ASJ Do you enjoy archery and bowhunting?
ES Yes, I love archery! I have been shooting a bow for a while now, but in the past three years I’ve become more serious about it. People who bowhunt know that it takes more time to hunt this way than it does to hunt with a gun. I split my time 50-50 between bow and gun hunting, but I am growing more and more in love with my bow.
ASJ There are more and more young women who seek you out and follow you as an inspiration. What do they tell you and what do you share with them?
ES The number of girls involved in hunting has really increased from just seven years ago when I started.

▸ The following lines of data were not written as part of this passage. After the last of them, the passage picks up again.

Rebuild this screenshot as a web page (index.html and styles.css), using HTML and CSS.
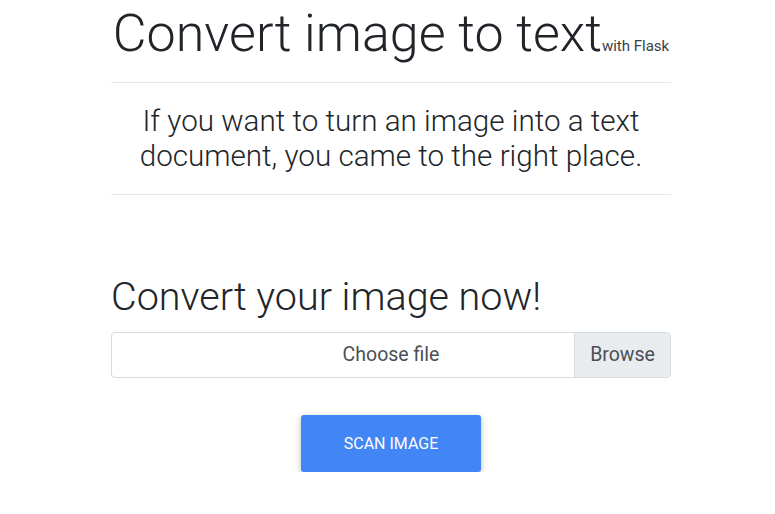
FILE: index.html
```html
<!DOCTYPE html>
<html lang="en">
<head>
<meta charset="utf-8">
<title>Convert image to text</title>
<link rel="stylesheet" href="styles.css">
</head>
<body>
<main class="container">
  <h1 class="title">Convert image to text<span class="title-small">with Flask</span></h1>
  <hr class="rule">
  <p class="lead">If you want to turn an image into a text document, you came to the right place.</p>
  <hr class="rule">
  <h2 class="subtitle">Convert your image now!</h2>
  <form class="upload">
    <label class="file">
      <input class="file-input" type="file">
      <span class="file-label">Choose file</span>
      <span class="file-browse">Browse</span>
    </label>
    <div class="actions">
      <button class="btn-scan" type="button">Scan image</button>
    </div>
  </form>
</main>
</body>
</html>
```
FILE: styles.css
```css
* { box-sizing: border-box; }
html, body { margin: 0; padding: 0; background: #fff; }
body {
  font-family: Roboto, "Liberation Sans", sans-serif;
  color: #212529;
}
.container {
  width: 560px;
  margin-left: 111px;
}
.title {
  margin: 0;
  font-size: 52px;
  font-weight: 300;
  line-height: 67px;
  text-align: center;
  white-space: nowrap;
}
.title-small {
  font-size: 15px;
  font-weight: 400;
  color: #3a3f44;
  line-height: 1;
}
.rule {
  margin: 0;
  border: 0;
  border-top: 1px solid rgba(0,0,0,0.1);
}
.title + .rule { margin-top: 15px; }
.lead {
  margin: 21px 0 20px;
  font-size: 29.6px;
  font-weight: 300;
  line-height: 35px;
  text-align: center;
}
.subtitle {
  margin: 78px 0 11px;
  font-size: 39.5px;
  font-weight: 300;
  line-height: 48px;
}
.upload { display: flex; flex-direction: column; }
.file {
  position: relative;
  display: block;
  height: 46px;
  border: 1px solid #d7dce1;
  border-radius: 4px;
  background: #fff;
  overflow: hidden;
}
.file-input { display: none; }
.file-label {
  display: block;
  text-align: center;
  font-size: 19.5px;
  line-height: 44px;
  color: #495057;
}
.file-browse {
  position: absolute;
  top: 0;
  right: 0;
  bottom: 0;
  width: 96px;
  border-left: 1px solid #d7dce1;
  background: #e9ecef;
  color: #495057;
  font-size: 19.5px;
  line-height: 44px;
  text-align: center;
}
.actions {
  display: flex;
  justify-content: center;
  margin-top: 37px;
}
.btn-scan {
  width: 180px;
  height: 57px;
  border: 0;
  border-radius: 3px;
  background: #4285f4;
  color: #fff;
  font-family: Roboto, "Liberation Sans", sans-serif;
  font-size: 16px;
  font-weight: 400;
  text-transform: uppercase;
  box-shadow: 0 2px 5px 0 rgba(0,0,0,0.16), 0 2px 10px 0 rgba(0,0,0,0.12);
  cursor: pointer;
}
```
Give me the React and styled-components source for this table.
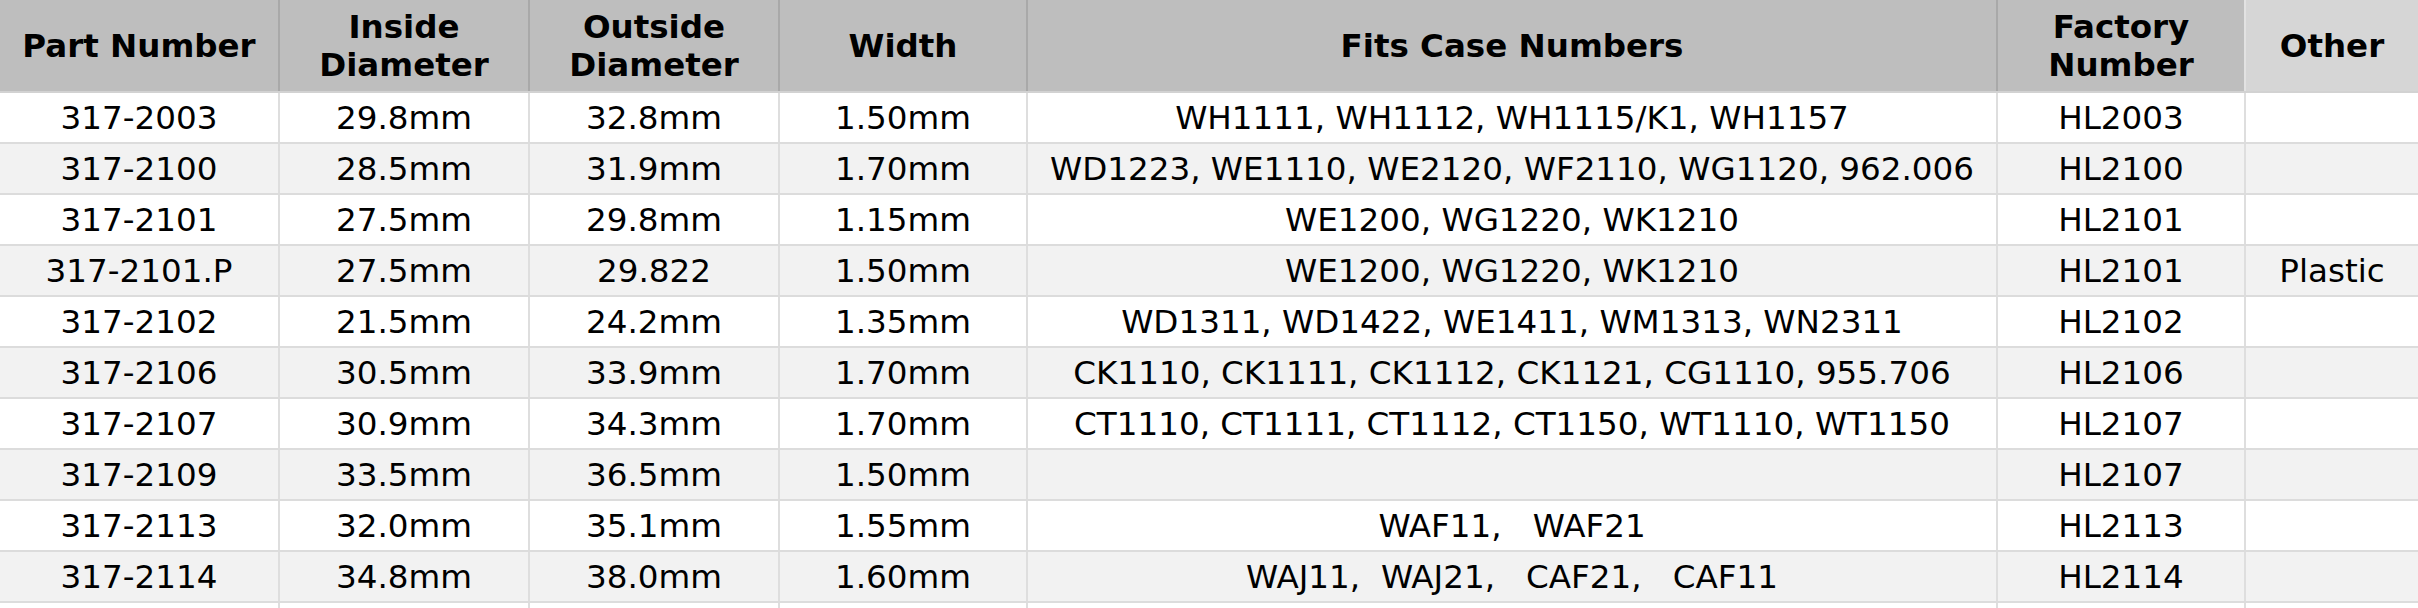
import React from 'react';
import styled, { createGlobalStyle } from 'styled-components';

const GlobalStyle = createGlobalStyle`
  html, body {
    margin: 0;
    padding: 0;
    background: #ffffff;
  }
`;

const columns = [
  { key: 'part', title: 'Part Number', width: 279 },
  { key: 'inside', title: 'Inside\nDiameter', width: 250 },
  { key: 'outside', title: 'Outside\nDiameter', width: 250 },
  { key: 'width', title: 'Width', width: 248 },
  { key: 'fits', title: 'Fits Case Numbers', width: 970 },
  { key: 'factory', title: 'Factory\nNumber', width: 248 },
  { key: 'other', title: 'Other', width: 173, light: true },
];

const rows = [
  ['317-2003', '29.8mm', '32.8mm', '1.50mm', 'WH1111, WH1112, WH1115/K1, WH1157', 'HL2003', ''],
  ['317-2100', '28.5mm', '31.9mm', '1.70mm', 'WD1223, WE1110, WE2120, WF2110, WG1120, 962.006', 'HL2100', ''],
  ['317-2101', '27.5mm', '29.8mm', '1.15mm', 'WE1200, WG1220, WK1210', 'HL2101', ''],
  ['317-2101.P', '27.5mm', '29.822', '1.50mm', 'WE1200, WG1220, WK1210', 'HL2101', 'Plastic'],
  ['317-2102', '21.5mm', '24.2mm', '1.35mm', 'WD1311, WD1422, WE1411, WM1313, WN2311', 'HL2102', ''],
  ['317-2106', '30.5mm', '33.9mm', '1.70mm', 'CK1110, CK1111, CK1112, CK1121, CG1110, 955.706', 'HL2106', ''],
  ['317-2107', '30.9mm', '34.3mm', '1.70mm', 'CT1110, CT1111, CT1112, CT1150, WT1110, WT1150', 'HL2107', ''],
  ['317-2109', '33.5mm', '36.5mm', '1.50mm', '', 'HL2107', ''],
  ['317-2113', '32.0mm', '35.1mm', '1.55mm', 'WAF11,   WAF21', 'HL2113', ''],
  ['317-2114', '34.8mm', '38.0mm', '1.60mm', 'WAJ11,  WAJ21,   CAF21,   CAF11', 'HL2114', ''],
  ['', '', '', '', '', '', ''],
];

const Table = styled.table`
  width: 2418px;
  table-layout: fixed;
  border-collapse: collapse;
  font-family: "DejaVu Sans", Verdana, sans-serif;
  color: #000;
`;

const HeadCell = styled.th`
  height: 92px;
  padding: 0 6px;
  box-sizing: border-box;
  background: ${({ $light }) => ($light ? '#d6d6d6' : '#bebebe')};
  border-left: 2px solid ${({ $light }) => ($light ? '#e2e2e2' : '#a9a9a9')};
  border-bottom: 2px solid #d2d2d2;
  font-size: 32.5px;
  font-weight: bold;
  line-height: 38px;
  text-align: center;
  vertical-align: middle;
  white-space: pre-line;

  &:first-child {
    border-left: none;
  }
`;

const Row = styled.tr`
  background: ${({ $shade }) => ($shade ? '#f2f2f2' : '#ffffff')};
`;

const Cell = styled.td`
  height: 49px;
  padding: 0 6px;
  border-left: 2px solid #dedede;
  border-bottom: 2px solid #dcdcdc;
  font-size: 32.6px;
  line-height: 38px;
  text-align: center;
  vertical-align: middle;
  white-space: pre;
  overflow: hidden;

  &:first-child {
    border-left: none;
  }
`;

export default function App() {
  return (
    <>
      <GlobalStyle />
      <Table>
        <colgroup>
          {columns.map((c) => (
            <col key={c.key} style={{ width: c.width }} />
          ))}
        </colgroup>
        <thead>
          <tr>
            {columns.map((c) => (
              <HeadCell key={c.key} $light={c.light}>
                {c.title}
              </HeadCell>
            ))}
          </tr>
        </thead>
        <tbody>
          {rows.map((r, i) => (
            <Row key={i} $shade={i % 2 === 1}>
              {r.map((v, j) => (
                <Cell key={j}>{v}</Cell>
              ))}
            </Row>
          ))}
        </tbody>
      </Table>
    </>
  );
}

I often hear that they appreciate me because I am a lady who hunts, and I don’t go into the woods pretending to be a guy. I don’t start swearing and spitting as soon as the hunt starts. I don’t want to be a guy. I stay true to myself – as ladylike as I can [laughs a little], classy as I can. I’m still me just wearing camo. That’s my biggest thing! You don’t have to be masculine to hunt, and you can just be yourself and love the outdoors.
ASJ That really hits home with the ladies, I bet.
ES I think so. There are different kinds of girls who hunt, but for me, this is just who I am. I don’t think anyone should have to apologize for being a woman who loves being in the woods while wearing camo and doing the same things that any guy out there does.
EVA DOESN’T HAVE to apologize, indeed! She is the face and the voice of the greatest force to reach the outdoor and hunting arena in the past century – women hunters.